* BEGIN EXTRACTED MATERIAL *
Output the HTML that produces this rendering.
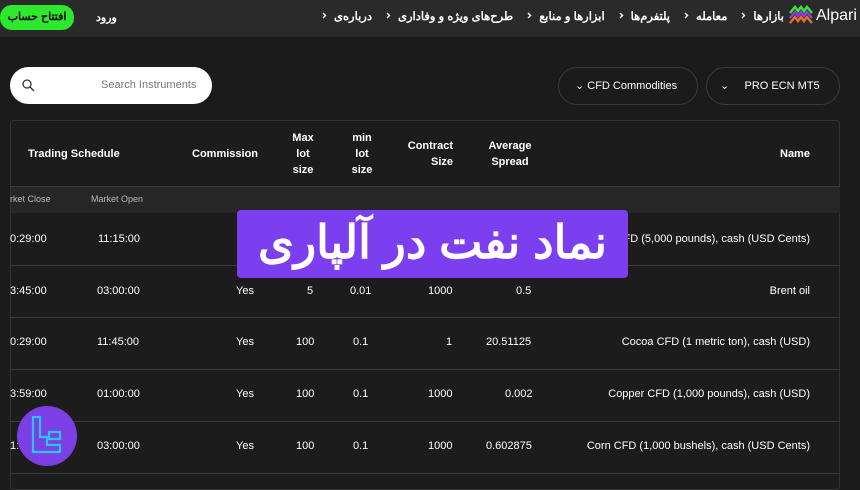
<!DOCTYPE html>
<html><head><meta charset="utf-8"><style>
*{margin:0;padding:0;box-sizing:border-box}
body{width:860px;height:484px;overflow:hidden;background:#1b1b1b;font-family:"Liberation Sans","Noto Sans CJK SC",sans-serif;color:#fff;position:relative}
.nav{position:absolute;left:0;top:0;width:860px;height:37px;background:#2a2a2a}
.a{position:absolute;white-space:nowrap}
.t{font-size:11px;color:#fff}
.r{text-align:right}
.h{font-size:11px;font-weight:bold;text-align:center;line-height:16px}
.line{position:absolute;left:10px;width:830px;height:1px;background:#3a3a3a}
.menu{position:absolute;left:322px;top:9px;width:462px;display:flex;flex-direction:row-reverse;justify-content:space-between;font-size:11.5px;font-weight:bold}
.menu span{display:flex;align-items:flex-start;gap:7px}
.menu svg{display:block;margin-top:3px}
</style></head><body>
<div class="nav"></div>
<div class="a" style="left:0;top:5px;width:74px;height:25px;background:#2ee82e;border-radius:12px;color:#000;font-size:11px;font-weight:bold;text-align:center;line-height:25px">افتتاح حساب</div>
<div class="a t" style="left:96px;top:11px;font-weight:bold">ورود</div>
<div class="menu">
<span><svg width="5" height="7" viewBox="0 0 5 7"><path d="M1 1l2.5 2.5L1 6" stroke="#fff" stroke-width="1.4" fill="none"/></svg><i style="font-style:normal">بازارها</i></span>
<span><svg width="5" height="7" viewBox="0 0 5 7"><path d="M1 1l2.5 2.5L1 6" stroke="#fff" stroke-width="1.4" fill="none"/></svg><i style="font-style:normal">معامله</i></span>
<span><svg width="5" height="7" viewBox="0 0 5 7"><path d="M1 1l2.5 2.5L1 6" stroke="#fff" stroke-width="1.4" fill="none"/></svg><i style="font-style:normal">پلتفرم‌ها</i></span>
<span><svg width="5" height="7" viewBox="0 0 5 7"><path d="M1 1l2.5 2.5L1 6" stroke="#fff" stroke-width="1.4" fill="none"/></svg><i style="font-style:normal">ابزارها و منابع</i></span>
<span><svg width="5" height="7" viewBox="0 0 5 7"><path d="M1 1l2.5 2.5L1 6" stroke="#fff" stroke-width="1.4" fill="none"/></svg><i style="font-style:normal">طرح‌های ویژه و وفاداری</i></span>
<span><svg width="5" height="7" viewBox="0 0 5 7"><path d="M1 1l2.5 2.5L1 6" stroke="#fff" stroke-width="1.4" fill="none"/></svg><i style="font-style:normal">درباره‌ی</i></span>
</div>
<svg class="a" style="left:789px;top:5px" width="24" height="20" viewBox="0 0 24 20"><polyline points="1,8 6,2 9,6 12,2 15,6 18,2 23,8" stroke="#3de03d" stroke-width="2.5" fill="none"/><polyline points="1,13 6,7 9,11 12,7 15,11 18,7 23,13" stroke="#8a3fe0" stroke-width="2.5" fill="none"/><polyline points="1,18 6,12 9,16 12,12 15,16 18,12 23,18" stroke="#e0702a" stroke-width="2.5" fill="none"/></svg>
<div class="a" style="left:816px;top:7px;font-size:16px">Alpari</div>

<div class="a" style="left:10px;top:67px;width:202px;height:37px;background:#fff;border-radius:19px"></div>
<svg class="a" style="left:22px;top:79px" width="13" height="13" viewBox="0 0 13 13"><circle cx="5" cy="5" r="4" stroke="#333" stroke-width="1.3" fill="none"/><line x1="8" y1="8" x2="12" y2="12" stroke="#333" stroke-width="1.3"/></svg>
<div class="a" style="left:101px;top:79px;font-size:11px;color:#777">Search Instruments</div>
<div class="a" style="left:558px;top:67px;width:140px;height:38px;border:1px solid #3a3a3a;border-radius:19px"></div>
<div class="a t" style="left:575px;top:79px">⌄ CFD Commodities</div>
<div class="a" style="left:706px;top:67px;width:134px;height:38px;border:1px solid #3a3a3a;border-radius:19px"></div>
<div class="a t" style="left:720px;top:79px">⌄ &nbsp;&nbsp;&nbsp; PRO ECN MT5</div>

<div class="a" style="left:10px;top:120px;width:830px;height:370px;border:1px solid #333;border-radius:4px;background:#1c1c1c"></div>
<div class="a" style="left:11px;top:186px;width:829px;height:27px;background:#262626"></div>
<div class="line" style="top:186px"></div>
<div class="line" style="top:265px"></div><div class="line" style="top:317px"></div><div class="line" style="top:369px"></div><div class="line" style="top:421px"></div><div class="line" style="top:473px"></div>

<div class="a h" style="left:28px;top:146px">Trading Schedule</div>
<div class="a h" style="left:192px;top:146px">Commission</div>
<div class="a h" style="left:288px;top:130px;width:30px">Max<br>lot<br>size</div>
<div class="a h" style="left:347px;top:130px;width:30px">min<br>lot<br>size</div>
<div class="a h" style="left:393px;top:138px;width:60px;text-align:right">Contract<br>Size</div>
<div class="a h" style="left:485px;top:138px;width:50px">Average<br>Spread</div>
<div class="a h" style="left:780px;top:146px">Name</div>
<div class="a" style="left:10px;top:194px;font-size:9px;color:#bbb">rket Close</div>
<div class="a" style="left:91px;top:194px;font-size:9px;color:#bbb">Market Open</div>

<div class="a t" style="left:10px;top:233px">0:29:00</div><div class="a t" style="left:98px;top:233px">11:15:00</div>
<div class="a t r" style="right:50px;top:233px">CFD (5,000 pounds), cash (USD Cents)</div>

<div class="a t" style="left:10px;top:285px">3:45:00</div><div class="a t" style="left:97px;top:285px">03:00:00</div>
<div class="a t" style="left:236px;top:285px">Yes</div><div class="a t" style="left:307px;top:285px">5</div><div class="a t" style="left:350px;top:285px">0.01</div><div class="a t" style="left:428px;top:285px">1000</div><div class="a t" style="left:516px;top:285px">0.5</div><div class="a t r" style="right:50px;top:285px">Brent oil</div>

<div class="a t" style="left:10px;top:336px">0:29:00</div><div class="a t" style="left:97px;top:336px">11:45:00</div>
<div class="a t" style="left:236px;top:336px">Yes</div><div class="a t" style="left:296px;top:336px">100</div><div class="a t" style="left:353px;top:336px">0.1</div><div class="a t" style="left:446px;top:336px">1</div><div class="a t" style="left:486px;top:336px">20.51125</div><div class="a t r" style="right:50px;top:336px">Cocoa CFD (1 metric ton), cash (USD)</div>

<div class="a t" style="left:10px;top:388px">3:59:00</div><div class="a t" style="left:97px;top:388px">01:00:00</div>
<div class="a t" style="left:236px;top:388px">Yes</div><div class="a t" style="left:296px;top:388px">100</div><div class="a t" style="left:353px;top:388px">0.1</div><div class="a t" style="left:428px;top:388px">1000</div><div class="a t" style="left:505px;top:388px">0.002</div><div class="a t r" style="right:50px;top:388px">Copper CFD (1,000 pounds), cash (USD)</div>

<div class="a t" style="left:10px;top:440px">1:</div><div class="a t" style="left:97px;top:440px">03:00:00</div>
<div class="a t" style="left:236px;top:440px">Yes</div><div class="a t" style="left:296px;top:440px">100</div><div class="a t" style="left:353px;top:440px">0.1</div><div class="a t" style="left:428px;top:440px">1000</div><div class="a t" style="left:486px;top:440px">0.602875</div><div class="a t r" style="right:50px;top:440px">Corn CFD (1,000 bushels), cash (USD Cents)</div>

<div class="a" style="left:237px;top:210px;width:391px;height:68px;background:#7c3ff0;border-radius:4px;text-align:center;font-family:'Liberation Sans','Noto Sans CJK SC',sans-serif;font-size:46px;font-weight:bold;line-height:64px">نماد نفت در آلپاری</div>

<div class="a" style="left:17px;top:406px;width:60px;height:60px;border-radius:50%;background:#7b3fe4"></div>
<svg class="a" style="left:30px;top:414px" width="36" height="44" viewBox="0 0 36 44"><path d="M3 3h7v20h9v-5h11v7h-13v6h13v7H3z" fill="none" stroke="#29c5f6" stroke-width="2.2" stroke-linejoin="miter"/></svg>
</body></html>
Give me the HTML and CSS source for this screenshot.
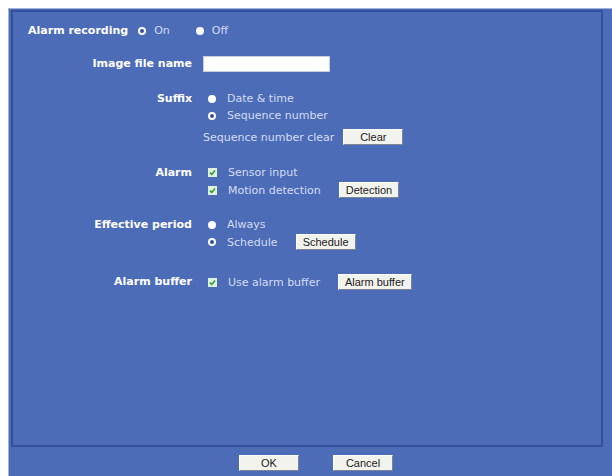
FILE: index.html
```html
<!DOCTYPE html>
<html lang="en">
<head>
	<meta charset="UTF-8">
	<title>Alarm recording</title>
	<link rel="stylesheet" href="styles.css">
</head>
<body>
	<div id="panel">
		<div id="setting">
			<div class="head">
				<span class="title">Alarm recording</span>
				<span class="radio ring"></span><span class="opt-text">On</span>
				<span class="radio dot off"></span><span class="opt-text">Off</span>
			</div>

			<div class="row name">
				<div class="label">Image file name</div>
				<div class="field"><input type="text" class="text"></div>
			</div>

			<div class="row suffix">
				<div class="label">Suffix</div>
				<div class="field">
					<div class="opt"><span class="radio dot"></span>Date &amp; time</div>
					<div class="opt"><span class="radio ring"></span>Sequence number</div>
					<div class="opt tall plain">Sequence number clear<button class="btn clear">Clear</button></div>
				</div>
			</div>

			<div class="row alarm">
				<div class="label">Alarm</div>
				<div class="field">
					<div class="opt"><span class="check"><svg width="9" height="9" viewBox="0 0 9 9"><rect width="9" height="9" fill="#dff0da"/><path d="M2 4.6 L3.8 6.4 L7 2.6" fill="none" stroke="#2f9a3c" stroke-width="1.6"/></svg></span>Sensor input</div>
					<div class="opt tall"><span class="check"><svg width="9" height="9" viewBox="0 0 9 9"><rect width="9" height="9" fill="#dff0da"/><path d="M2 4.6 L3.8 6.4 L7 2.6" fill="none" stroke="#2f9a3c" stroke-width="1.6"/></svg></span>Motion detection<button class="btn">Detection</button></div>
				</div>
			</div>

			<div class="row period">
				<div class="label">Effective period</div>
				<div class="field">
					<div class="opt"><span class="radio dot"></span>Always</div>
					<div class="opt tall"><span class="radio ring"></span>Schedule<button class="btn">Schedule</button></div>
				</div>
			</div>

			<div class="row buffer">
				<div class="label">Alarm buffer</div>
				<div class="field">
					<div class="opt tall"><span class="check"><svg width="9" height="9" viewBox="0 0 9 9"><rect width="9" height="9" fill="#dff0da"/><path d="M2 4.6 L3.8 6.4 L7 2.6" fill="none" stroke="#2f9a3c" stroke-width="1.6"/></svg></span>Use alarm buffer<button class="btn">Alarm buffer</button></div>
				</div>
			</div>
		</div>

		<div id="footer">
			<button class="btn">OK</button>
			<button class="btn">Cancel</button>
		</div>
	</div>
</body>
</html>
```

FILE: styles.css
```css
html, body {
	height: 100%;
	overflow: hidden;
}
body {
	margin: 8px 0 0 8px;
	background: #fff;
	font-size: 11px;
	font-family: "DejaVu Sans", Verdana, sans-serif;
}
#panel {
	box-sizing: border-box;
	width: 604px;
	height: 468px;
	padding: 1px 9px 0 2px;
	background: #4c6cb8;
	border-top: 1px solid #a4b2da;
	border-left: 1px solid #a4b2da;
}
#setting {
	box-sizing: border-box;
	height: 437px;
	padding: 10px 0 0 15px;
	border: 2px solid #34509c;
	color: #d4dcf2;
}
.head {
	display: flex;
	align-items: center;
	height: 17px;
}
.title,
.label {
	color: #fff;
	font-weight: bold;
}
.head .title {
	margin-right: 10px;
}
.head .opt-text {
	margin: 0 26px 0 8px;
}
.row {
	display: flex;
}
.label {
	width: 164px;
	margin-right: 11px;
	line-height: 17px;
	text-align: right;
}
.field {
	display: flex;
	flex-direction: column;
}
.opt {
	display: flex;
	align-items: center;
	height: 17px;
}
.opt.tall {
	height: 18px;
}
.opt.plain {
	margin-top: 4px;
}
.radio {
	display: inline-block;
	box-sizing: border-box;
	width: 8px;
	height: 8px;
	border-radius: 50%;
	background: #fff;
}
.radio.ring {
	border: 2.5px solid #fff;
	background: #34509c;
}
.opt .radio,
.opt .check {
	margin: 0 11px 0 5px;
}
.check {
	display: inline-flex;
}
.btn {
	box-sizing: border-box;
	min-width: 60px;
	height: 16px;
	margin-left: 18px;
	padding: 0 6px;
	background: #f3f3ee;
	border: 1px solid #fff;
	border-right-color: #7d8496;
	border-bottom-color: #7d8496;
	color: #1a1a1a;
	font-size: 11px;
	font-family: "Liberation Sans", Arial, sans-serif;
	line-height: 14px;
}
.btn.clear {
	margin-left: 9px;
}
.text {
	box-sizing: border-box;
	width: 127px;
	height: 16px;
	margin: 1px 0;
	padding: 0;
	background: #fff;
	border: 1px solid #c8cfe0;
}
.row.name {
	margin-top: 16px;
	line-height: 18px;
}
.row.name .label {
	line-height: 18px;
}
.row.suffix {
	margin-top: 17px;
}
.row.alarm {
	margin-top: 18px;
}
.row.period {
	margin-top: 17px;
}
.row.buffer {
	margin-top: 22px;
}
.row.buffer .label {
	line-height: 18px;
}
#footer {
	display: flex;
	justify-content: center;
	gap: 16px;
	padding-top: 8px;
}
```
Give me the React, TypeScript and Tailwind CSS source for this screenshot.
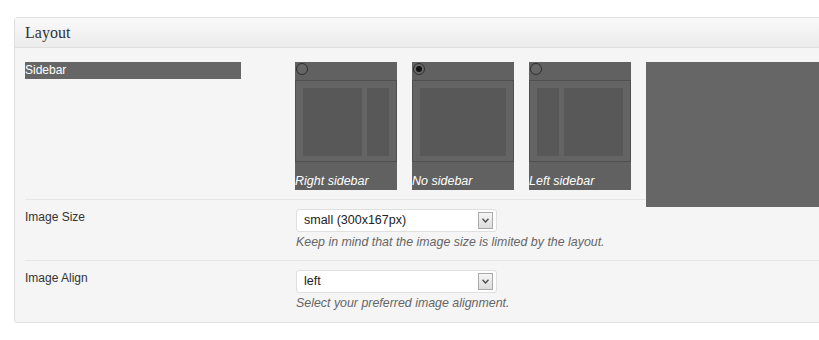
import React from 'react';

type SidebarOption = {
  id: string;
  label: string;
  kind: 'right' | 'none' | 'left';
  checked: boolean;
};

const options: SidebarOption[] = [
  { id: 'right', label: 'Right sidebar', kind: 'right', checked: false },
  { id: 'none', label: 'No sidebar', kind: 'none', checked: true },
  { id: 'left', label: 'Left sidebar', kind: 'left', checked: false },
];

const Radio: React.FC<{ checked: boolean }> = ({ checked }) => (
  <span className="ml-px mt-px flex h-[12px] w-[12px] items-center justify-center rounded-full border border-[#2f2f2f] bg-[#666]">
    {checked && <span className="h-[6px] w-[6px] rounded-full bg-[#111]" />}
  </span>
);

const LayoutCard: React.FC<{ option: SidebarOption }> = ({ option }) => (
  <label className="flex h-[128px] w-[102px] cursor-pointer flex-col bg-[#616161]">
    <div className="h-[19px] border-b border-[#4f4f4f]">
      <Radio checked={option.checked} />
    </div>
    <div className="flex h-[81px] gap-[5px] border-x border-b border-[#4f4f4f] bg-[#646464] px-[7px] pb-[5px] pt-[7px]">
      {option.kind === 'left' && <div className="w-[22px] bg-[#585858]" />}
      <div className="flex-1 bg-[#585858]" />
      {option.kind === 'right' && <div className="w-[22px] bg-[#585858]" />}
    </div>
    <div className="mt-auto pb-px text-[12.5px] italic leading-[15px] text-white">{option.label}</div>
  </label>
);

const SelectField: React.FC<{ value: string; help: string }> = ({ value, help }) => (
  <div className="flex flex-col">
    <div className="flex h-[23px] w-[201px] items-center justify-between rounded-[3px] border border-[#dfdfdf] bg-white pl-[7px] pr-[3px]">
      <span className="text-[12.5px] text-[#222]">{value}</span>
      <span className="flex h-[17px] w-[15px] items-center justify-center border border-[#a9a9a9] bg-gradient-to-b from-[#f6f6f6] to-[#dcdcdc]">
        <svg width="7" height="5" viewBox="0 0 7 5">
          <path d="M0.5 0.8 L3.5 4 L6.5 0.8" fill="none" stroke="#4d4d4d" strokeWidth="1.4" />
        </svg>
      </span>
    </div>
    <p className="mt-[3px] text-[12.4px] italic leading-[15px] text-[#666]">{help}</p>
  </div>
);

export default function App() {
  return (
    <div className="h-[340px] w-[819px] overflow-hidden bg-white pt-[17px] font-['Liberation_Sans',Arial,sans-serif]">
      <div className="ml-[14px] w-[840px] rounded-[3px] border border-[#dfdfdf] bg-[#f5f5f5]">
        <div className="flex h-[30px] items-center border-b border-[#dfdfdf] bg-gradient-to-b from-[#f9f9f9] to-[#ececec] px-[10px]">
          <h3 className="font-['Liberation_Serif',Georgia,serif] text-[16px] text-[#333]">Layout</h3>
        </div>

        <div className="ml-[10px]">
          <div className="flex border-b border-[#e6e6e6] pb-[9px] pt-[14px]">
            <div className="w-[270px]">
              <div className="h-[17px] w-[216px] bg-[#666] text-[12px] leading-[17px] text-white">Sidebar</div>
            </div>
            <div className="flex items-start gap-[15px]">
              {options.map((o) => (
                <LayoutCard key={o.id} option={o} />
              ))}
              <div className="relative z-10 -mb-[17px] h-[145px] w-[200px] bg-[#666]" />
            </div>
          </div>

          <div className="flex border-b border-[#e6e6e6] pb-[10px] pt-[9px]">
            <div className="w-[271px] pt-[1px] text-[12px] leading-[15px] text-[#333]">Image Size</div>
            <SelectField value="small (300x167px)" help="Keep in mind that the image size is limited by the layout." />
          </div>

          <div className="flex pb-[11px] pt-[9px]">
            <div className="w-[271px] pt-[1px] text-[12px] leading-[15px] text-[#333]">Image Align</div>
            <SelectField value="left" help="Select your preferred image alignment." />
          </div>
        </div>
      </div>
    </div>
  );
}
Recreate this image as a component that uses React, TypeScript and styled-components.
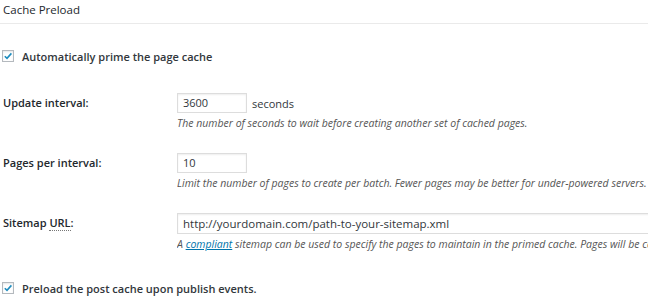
* END EXTRACTED MATERIAL *
:: TO DO ::
From the records above, copy every line that holds the word "screenshot".

:: ANSWER IN FULL ::
Give me the HTML and CSS source for this screenshot.
Give me the React, TypeScript and Tailwind CSS source for this screenshot.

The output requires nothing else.